__Set problem__.
Count the lines in the data below where the string "styles" occurs, please, and give the number alone.

__Provided material__.
======
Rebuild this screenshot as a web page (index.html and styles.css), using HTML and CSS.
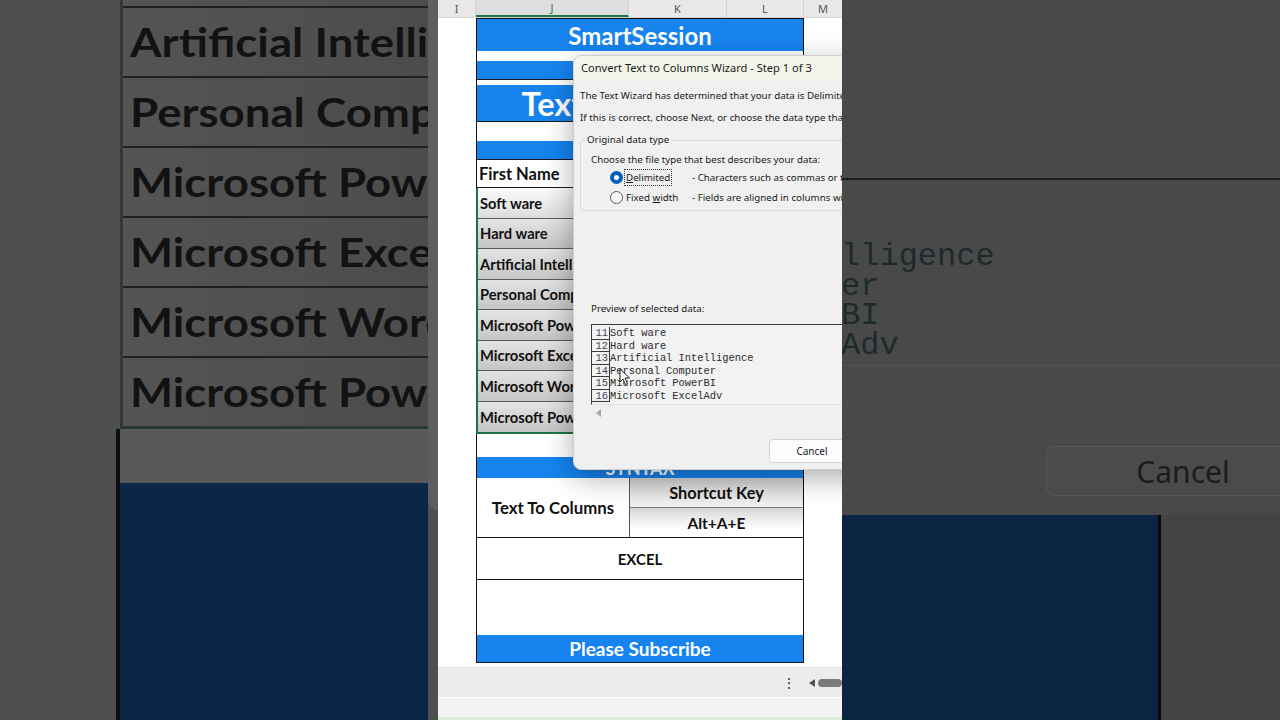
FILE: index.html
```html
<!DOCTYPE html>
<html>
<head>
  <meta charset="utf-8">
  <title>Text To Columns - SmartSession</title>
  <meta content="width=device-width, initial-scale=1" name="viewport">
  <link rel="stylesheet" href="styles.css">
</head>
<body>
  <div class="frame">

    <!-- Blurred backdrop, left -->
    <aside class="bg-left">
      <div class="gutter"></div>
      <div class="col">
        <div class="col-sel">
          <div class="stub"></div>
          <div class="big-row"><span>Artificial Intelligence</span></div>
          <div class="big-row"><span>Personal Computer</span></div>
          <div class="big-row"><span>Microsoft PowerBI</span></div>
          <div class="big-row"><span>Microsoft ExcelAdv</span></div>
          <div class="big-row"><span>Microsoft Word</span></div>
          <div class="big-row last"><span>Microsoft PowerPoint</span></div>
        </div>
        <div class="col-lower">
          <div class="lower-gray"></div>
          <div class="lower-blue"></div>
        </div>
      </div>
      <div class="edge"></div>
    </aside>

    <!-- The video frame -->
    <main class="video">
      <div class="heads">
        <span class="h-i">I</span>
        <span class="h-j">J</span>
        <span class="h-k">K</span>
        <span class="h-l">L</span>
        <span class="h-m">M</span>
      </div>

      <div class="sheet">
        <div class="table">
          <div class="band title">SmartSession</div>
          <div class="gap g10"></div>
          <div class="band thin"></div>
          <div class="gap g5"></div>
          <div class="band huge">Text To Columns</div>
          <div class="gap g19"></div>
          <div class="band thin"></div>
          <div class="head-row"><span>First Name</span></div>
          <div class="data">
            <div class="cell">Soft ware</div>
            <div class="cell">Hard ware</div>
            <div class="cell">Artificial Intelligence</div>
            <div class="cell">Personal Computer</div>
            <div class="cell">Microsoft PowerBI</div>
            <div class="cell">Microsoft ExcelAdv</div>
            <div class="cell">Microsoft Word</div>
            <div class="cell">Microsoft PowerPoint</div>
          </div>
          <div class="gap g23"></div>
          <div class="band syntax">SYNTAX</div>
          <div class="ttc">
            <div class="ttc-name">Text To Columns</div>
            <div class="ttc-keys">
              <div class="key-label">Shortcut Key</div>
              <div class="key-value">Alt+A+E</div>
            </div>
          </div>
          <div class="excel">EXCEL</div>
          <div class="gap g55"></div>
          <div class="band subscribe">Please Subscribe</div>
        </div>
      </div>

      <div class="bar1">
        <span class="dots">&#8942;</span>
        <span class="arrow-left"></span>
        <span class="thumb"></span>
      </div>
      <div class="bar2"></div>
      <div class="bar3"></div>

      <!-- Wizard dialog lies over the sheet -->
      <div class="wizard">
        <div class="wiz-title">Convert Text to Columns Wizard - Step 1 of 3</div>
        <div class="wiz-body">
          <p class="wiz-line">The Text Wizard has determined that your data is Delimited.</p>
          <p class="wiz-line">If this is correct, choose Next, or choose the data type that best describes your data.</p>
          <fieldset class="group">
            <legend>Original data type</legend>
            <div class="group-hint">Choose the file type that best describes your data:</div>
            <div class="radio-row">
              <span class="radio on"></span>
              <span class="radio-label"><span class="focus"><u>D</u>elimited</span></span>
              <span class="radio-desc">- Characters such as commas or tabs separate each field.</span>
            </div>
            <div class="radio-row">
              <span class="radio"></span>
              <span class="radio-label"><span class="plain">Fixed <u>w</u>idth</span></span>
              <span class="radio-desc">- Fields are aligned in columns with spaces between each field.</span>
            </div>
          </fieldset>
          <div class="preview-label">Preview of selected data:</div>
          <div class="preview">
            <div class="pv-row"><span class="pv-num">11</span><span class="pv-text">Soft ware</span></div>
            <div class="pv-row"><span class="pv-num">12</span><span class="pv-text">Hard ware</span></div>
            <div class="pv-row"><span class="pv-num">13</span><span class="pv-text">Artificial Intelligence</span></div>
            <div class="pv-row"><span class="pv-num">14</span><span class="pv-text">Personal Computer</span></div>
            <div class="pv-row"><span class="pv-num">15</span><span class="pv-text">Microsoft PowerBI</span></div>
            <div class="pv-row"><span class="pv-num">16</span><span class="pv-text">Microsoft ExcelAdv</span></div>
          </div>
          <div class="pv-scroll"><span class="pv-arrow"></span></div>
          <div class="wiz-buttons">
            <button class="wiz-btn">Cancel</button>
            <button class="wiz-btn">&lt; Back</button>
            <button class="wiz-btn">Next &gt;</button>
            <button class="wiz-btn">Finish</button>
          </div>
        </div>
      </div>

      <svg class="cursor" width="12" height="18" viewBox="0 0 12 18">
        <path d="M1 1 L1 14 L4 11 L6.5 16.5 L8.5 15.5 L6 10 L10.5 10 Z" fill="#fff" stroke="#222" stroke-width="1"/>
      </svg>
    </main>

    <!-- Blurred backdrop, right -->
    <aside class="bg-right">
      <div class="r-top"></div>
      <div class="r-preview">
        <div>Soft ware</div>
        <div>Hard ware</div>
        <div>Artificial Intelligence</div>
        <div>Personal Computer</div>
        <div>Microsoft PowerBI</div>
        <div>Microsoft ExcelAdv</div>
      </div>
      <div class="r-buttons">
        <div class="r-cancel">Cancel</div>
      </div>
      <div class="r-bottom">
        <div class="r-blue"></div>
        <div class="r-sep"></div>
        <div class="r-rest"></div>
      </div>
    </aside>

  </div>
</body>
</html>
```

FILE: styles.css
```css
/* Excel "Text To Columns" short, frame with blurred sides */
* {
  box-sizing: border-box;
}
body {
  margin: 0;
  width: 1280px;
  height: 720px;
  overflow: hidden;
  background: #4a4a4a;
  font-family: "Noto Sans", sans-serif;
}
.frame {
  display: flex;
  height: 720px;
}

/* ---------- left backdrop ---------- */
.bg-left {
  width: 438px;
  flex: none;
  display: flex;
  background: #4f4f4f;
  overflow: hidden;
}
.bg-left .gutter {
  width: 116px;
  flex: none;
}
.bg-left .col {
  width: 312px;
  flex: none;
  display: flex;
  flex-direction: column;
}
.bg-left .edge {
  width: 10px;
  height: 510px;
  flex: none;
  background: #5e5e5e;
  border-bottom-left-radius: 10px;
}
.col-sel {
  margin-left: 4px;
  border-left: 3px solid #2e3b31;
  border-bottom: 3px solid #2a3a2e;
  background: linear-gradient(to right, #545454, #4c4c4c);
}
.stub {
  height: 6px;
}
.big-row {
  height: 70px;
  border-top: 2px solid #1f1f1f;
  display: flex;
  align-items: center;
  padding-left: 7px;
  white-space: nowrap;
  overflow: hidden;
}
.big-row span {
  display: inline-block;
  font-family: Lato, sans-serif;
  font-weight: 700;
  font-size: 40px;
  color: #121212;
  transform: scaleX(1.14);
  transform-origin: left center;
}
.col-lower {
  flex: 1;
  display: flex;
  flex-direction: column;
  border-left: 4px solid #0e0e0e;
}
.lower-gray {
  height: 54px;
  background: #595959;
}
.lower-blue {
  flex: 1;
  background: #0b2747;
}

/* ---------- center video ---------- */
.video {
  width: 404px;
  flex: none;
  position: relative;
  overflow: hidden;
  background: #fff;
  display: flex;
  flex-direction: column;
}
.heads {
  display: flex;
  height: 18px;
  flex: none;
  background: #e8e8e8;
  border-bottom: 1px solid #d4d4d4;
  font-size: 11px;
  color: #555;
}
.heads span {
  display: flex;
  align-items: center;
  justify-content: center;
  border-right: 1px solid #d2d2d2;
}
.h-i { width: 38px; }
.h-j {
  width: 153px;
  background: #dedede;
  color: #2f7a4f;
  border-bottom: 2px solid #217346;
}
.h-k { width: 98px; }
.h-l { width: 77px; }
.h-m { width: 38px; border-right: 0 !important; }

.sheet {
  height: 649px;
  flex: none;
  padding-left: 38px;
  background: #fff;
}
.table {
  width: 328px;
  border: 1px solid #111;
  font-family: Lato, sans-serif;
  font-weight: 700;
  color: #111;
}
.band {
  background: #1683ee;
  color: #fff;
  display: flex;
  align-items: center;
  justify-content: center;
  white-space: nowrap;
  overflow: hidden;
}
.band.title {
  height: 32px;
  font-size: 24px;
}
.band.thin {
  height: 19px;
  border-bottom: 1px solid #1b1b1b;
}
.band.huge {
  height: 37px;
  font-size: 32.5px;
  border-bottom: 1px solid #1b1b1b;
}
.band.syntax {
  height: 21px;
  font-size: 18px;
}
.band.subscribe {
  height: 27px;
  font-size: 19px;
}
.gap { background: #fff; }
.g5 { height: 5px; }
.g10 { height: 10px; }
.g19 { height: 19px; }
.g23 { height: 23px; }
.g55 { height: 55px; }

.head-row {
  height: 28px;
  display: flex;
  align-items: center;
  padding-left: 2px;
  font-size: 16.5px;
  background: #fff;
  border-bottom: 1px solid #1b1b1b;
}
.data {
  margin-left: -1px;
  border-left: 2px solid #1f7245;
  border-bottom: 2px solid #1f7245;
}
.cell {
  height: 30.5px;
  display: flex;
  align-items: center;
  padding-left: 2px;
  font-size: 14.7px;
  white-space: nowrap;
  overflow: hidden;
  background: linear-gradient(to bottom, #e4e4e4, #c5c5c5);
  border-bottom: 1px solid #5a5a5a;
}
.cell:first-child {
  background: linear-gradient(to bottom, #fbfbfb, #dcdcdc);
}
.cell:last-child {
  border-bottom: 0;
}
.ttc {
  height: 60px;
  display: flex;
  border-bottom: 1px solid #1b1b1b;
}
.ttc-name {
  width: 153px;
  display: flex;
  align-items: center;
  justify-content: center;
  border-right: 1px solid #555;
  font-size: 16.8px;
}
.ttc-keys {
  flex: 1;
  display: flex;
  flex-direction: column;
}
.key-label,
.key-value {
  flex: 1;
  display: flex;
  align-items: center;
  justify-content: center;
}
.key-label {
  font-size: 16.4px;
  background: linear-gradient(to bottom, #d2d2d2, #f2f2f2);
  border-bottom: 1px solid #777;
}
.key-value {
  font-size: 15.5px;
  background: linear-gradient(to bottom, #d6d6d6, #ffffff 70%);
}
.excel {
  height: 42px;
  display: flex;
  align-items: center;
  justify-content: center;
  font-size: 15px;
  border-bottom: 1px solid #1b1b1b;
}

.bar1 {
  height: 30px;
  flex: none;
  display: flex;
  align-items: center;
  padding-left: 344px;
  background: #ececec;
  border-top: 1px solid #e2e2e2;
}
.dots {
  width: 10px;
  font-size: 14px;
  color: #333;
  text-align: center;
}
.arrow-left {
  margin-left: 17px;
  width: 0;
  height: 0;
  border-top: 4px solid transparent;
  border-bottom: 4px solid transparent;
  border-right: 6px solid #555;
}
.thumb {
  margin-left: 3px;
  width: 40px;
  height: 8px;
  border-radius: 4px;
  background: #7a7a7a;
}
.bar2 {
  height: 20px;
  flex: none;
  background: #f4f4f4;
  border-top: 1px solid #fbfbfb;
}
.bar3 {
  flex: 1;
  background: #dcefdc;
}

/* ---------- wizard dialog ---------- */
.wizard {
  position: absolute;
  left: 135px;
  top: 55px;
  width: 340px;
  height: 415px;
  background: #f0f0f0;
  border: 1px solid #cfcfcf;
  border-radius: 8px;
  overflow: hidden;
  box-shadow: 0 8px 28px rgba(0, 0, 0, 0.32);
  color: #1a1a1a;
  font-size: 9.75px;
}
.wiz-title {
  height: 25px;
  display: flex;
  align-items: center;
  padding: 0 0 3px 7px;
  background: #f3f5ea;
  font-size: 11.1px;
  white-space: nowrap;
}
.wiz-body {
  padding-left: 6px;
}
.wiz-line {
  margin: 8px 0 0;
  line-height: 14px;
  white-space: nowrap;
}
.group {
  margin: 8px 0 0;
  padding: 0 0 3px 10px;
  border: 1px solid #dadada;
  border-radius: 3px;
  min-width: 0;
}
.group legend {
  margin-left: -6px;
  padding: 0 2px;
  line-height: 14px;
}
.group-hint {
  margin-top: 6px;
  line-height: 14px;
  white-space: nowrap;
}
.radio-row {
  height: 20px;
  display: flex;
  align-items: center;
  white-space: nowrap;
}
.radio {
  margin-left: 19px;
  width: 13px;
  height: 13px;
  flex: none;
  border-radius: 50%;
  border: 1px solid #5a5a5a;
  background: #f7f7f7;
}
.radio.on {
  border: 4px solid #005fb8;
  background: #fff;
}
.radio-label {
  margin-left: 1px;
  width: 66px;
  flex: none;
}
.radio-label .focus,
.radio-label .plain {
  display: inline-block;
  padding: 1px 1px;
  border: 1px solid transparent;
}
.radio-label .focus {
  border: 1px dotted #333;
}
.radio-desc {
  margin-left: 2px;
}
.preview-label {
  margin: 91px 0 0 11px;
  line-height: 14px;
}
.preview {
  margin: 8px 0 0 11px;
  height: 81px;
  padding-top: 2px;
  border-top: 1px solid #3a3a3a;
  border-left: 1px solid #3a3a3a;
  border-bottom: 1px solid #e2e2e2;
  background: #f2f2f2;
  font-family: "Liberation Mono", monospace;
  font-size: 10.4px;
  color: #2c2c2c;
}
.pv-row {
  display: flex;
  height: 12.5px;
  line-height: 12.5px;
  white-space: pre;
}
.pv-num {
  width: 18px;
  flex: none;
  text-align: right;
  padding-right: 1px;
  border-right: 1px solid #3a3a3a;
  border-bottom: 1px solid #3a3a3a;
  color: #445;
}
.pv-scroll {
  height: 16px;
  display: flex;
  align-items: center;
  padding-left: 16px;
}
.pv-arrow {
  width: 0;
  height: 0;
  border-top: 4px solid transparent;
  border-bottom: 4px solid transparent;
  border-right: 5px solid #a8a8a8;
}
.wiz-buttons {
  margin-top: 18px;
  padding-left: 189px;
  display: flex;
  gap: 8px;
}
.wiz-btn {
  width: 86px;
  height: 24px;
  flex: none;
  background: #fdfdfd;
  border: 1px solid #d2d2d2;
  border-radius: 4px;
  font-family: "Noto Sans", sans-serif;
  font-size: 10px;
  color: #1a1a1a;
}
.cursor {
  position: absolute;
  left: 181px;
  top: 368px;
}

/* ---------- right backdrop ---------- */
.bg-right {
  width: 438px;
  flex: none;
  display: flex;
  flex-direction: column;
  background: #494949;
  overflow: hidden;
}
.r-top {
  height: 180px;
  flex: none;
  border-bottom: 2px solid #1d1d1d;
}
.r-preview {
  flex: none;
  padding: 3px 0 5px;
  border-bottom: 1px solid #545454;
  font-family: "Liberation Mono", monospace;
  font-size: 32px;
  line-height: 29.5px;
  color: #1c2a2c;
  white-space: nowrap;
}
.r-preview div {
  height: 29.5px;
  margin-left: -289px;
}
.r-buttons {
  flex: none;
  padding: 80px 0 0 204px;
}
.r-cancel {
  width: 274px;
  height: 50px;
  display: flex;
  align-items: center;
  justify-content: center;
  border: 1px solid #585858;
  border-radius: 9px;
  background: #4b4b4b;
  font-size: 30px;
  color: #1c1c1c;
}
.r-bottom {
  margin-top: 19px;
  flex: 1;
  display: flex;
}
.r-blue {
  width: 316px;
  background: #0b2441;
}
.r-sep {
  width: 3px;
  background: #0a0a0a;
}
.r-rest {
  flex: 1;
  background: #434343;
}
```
======
__Expected answer__.
3